▸ OBJECTIVE: Find each line with the word "this" and copy it.

▸ RECORDS FOR PROCESSING:
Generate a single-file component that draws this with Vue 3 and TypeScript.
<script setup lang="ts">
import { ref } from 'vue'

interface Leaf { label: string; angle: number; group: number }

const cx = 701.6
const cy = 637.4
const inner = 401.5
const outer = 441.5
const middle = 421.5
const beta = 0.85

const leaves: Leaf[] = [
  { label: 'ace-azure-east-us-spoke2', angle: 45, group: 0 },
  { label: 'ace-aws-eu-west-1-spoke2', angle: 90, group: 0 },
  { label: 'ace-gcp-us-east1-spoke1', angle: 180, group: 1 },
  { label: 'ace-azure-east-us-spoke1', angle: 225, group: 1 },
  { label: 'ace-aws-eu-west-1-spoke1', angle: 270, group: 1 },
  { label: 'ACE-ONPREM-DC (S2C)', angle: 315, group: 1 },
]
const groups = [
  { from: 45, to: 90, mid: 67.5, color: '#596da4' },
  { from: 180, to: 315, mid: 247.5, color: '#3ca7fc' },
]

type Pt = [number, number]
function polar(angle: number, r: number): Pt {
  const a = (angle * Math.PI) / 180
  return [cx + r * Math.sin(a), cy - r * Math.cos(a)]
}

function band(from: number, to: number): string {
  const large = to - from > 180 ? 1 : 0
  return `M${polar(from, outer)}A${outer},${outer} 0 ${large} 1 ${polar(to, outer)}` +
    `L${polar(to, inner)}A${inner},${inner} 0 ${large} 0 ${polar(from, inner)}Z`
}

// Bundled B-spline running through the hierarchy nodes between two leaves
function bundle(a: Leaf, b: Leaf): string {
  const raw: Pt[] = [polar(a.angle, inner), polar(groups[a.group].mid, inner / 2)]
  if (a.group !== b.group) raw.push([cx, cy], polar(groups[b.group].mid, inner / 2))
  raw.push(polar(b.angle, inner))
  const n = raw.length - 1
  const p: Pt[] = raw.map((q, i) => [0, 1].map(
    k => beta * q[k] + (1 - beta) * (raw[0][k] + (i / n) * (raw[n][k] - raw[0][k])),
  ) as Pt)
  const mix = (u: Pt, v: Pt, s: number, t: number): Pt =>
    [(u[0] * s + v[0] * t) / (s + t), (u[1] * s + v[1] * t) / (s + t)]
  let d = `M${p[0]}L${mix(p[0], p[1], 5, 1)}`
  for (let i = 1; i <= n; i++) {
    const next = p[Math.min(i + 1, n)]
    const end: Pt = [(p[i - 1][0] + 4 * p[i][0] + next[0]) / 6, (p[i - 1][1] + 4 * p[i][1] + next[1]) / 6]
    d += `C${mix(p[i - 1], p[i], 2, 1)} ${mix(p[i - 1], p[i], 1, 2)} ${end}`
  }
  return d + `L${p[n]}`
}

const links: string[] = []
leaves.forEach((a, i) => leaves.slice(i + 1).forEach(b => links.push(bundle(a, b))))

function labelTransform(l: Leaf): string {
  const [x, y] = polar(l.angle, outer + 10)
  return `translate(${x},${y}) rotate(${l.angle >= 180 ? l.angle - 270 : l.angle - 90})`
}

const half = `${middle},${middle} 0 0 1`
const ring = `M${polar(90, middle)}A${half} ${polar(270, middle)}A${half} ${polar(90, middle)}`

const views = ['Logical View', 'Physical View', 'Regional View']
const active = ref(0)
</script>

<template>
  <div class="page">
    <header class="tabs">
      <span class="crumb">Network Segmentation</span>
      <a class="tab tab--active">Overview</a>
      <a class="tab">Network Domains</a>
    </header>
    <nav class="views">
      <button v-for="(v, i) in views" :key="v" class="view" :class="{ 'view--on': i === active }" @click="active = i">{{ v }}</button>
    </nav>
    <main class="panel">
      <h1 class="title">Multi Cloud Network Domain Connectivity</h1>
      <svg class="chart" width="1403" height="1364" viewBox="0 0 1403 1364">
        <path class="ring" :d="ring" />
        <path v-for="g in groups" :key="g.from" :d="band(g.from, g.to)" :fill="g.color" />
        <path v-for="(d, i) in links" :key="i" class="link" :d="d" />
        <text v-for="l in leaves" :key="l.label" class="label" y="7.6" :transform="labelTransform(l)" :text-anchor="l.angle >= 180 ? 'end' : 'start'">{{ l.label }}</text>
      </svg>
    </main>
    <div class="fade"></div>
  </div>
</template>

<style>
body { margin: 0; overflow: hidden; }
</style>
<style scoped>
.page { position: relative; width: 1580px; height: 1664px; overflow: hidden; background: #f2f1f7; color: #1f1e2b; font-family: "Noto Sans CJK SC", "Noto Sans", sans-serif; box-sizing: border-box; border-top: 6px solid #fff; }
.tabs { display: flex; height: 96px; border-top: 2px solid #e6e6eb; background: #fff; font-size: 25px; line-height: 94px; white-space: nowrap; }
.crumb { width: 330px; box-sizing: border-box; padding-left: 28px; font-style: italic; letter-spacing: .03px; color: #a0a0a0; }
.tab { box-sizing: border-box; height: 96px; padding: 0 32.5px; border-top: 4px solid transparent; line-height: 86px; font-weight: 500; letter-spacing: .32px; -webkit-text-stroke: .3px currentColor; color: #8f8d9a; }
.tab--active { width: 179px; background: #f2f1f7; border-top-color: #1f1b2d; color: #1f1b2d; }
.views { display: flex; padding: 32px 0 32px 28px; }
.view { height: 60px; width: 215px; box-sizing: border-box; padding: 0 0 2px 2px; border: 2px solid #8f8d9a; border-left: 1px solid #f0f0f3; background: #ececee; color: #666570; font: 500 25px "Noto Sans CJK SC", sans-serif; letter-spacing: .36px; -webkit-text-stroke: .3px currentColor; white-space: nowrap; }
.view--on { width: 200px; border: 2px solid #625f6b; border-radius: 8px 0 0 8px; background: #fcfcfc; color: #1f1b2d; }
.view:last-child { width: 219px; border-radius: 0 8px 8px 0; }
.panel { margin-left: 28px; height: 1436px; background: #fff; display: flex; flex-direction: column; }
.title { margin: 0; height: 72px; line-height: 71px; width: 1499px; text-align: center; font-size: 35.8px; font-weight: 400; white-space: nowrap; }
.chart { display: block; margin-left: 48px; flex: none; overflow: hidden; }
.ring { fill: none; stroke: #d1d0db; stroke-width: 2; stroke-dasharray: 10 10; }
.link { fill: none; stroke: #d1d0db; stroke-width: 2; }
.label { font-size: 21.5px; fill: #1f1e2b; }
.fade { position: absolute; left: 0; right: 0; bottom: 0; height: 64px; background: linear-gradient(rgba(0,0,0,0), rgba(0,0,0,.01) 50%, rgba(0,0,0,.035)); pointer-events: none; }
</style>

* * *

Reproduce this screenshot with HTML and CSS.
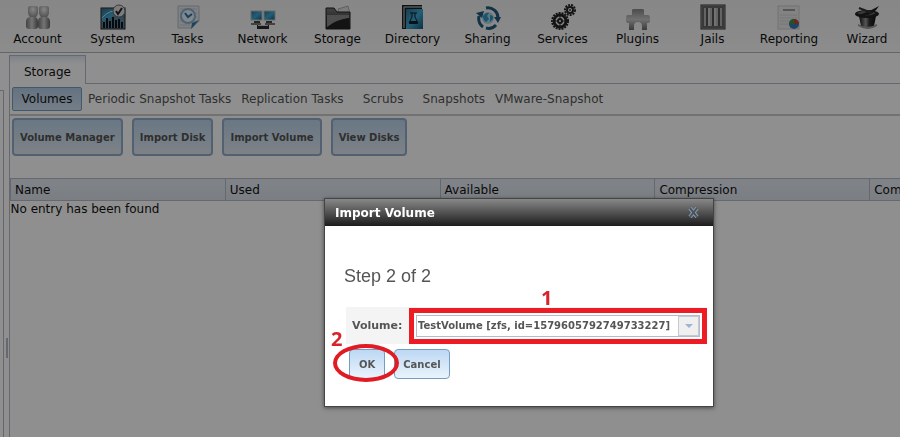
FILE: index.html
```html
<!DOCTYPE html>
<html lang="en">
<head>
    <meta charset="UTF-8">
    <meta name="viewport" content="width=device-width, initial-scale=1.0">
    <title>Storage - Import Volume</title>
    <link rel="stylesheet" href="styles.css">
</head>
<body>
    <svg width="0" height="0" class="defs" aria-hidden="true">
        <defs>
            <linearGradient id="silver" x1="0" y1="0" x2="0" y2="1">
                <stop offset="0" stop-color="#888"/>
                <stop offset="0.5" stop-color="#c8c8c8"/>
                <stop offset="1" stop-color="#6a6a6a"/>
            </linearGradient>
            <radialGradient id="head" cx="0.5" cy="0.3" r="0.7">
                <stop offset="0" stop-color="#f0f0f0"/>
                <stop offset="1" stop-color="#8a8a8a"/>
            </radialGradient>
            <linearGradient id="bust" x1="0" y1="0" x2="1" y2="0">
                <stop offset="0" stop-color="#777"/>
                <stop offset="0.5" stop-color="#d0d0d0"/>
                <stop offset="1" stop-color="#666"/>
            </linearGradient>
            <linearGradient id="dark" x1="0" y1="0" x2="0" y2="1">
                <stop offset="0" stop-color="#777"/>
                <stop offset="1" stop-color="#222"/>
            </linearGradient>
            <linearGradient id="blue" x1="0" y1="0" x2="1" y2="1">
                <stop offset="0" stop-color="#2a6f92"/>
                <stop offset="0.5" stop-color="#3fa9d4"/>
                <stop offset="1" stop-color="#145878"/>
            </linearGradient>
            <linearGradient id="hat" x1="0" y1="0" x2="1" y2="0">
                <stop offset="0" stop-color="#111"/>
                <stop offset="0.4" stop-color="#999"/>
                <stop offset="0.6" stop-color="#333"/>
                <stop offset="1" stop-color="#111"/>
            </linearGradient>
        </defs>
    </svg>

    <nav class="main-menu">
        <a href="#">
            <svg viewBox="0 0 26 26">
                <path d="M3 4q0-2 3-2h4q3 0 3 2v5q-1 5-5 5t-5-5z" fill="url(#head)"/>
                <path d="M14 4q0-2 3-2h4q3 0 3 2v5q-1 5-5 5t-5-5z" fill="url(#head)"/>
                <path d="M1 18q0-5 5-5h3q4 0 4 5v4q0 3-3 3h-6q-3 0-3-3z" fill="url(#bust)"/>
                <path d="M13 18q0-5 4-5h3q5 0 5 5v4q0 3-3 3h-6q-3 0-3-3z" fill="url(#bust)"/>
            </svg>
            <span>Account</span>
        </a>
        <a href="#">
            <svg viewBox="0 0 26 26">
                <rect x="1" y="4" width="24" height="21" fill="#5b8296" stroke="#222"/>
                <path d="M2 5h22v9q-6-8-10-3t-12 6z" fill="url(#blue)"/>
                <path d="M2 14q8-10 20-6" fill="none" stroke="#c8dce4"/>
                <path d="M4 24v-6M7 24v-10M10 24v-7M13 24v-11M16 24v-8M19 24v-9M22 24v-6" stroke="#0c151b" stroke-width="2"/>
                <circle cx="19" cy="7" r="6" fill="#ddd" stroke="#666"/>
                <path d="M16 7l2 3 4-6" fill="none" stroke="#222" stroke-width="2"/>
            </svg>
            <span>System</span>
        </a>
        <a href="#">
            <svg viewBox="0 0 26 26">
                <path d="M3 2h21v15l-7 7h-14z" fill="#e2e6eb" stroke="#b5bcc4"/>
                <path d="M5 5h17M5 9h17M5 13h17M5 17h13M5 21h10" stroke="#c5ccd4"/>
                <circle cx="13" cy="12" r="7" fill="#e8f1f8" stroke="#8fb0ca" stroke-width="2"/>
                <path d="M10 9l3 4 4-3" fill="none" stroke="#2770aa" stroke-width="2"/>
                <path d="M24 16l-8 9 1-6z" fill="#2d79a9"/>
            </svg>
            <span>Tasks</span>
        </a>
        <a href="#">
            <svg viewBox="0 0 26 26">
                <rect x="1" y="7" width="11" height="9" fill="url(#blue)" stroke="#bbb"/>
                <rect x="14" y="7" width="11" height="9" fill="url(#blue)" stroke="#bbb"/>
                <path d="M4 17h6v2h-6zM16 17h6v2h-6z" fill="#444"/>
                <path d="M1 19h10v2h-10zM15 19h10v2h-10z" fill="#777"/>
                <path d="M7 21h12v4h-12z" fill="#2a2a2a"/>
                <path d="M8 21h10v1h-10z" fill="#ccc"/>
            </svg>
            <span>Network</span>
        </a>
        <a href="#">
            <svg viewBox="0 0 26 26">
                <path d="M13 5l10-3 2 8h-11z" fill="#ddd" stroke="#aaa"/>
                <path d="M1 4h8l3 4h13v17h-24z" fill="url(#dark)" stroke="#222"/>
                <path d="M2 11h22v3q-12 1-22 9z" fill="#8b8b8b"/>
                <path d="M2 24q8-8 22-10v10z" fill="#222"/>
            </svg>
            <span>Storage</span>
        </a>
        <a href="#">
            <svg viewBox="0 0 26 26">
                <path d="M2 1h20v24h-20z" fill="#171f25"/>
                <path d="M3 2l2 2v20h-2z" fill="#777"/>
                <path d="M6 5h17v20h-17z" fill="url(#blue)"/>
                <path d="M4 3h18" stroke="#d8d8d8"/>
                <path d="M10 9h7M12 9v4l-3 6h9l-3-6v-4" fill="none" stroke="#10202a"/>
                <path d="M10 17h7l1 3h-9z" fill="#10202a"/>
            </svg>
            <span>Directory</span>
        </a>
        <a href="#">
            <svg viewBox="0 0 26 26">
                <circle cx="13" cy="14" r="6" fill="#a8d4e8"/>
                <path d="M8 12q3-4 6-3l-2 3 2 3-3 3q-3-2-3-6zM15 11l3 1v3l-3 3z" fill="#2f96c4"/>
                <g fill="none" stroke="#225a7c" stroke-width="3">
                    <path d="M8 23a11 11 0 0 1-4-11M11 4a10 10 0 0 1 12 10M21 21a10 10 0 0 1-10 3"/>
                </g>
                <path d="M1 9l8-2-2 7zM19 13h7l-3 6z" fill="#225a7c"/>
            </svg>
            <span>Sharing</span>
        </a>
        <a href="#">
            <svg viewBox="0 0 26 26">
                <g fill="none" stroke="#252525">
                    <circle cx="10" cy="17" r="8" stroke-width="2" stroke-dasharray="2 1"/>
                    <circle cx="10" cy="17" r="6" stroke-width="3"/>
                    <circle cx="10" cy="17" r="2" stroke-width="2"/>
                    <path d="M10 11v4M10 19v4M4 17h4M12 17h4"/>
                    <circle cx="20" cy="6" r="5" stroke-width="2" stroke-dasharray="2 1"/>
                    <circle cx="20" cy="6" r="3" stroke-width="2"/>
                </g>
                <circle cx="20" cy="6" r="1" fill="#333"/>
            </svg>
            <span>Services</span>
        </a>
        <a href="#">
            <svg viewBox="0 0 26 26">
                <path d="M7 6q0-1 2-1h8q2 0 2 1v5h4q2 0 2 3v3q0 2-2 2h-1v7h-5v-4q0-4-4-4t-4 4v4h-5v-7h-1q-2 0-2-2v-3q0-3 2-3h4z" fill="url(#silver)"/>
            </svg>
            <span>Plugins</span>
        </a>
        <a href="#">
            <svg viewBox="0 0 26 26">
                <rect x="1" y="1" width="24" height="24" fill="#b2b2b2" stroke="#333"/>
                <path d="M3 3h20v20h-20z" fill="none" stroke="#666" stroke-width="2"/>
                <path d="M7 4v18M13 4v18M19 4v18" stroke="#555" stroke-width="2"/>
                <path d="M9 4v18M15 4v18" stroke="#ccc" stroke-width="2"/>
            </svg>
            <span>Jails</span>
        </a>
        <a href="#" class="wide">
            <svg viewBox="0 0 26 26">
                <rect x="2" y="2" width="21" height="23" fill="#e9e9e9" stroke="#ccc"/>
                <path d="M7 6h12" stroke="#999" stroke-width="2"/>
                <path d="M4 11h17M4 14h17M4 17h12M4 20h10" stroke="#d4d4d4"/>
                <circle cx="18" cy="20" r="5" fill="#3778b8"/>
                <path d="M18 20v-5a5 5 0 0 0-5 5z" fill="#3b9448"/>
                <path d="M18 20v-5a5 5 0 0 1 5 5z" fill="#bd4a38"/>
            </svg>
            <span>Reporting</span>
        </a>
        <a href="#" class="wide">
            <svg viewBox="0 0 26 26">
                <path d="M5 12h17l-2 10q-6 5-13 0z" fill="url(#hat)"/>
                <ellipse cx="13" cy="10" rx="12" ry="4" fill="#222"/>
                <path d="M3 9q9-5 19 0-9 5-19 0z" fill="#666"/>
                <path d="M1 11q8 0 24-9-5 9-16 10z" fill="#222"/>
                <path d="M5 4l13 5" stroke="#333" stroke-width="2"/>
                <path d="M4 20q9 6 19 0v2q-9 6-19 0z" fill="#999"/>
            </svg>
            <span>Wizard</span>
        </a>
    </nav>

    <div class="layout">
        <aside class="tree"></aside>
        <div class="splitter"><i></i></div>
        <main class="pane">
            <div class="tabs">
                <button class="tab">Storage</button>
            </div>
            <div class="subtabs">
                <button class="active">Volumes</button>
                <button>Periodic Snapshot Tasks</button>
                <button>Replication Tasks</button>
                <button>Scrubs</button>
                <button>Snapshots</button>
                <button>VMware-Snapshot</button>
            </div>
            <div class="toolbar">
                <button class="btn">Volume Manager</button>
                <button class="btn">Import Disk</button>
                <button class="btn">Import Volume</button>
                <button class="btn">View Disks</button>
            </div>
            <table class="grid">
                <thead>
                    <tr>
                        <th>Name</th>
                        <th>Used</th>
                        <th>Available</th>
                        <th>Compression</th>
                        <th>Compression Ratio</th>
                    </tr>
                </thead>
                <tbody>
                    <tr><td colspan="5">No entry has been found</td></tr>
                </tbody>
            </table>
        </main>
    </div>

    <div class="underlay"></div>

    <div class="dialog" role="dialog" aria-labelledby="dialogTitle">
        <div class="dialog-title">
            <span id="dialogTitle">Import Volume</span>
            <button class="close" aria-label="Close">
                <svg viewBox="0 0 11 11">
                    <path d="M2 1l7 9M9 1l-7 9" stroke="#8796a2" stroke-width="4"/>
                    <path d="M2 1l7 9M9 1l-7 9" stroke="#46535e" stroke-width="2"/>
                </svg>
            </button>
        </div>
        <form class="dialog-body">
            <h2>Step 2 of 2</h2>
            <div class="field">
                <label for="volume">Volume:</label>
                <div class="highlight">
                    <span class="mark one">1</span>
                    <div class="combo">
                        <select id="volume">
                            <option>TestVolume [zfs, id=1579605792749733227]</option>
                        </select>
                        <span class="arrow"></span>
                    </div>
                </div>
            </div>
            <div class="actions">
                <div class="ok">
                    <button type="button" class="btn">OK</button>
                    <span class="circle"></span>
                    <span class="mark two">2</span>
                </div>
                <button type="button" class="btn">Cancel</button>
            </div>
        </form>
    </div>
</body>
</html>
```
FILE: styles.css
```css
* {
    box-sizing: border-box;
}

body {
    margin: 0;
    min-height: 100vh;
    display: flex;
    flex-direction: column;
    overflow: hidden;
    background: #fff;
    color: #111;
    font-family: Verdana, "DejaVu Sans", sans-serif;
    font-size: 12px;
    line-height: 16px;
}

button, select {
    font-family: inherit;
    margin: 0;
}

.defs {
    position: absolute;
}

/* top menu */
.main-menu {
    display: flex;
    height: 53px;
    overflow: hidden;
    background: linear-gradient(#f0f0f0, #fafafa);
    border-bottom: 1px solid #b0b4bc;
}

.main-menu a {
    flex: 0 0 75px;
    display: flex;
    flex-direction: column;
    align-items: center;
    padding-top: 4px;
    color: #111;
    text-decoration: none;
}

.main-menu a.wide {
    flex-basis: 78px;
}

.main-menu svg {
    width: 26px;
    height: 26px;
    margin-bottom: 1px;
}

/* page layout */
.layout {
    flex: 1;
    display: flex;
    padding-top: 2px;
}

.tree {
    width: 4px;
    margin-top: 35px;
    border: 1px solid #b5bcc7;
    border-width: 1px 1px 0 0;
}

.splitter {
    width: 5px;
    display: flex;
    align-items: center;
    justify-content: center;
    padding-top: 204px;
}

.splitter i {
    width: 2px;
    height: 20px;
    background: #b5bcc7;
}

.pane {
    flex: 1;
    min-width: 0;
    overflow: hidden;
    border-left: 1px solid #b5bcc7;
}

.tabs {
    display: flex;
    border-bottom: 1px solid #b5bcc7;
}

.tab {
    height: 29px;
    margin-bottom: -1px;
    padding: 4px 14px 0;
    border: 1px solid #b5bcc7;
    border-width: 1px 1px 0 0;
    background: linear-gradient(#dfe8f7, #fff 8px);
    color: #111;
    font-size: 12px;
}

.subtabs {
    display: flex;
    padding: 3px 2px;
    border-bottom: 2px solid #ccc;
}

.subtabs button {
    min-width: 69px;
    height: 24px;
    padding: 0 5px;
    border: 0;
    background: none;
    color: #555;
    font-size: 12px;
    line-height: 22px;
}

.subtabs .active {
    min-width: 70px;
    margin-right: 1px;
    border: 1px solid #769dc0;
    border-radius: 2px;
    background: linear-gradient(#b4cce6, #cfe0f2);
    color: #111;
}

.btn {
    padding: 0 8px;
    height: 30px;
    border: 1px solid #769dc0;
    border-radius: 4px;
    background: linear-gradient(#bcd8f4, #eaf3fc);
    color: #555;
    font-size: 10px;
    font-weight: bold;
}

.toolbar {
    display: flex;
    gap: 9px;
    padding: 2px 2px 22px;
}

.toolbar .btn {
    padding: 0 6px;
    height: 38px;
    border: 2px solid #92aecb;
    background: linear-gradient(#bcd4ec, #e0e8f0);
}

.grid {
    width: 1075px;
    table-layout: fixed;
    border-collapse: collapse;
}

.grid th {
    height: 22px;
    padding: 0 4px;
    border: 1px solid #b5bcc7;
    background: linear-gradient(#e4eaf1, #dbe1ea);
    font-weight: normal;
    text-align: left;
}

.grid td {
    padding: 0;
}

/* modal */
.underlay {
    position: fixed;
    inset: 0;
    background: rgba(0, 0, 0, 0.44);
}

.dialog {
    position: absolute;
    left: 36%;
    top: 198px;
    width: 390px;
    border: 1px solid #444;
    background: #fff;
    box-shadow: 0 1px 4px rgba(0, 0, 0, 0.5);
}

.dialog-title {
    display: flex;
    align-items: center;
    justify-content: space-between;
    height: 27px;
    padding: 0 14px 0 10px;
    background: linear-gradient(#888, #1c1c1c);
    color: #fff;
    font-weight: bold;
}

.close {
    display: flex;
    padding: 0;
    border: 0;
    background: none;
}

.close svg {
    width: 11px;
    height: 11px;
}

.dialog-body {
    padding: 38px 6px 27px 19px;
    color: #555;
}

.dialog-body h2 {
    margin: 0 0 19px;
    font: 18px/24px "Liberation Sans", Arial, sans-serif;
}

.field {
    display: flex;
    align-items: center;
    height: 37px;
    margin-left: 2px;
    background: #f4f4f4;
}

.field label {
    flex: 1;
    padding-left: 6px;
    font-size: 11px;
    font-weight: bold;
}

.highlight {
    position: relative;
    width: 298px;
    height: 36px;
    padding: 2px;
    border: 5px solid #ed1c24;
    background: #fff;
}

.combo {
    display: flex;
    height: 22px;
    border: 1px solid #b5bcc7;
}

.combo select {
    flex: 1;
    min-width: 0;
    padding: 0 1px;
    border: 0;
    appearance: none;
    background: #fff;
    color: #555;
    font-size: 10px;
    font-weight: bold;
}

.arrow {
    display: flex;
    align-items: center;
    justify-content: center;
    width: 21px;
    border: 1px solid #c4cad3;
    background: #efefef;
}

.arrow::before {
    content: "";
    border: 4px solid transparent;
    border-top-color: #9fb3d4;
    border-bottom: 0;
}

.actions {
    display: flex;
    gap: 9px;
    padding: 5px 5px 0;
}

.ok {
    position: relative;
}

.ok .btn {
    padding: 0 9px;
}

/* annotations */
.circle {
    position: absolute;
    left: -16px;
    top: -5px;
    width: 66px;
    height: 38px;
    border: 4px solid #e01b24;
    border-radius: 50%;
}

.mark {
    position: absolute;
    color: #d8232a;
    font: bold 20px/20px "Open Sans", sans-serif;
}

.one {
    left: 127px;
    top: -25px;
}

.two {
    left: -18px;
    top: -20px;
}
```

▸ TASK ANSWER:
Generate a single-file component that draws this with Vue 3 and TypeScript.
Reproduce this screenshot with HTML and CSS.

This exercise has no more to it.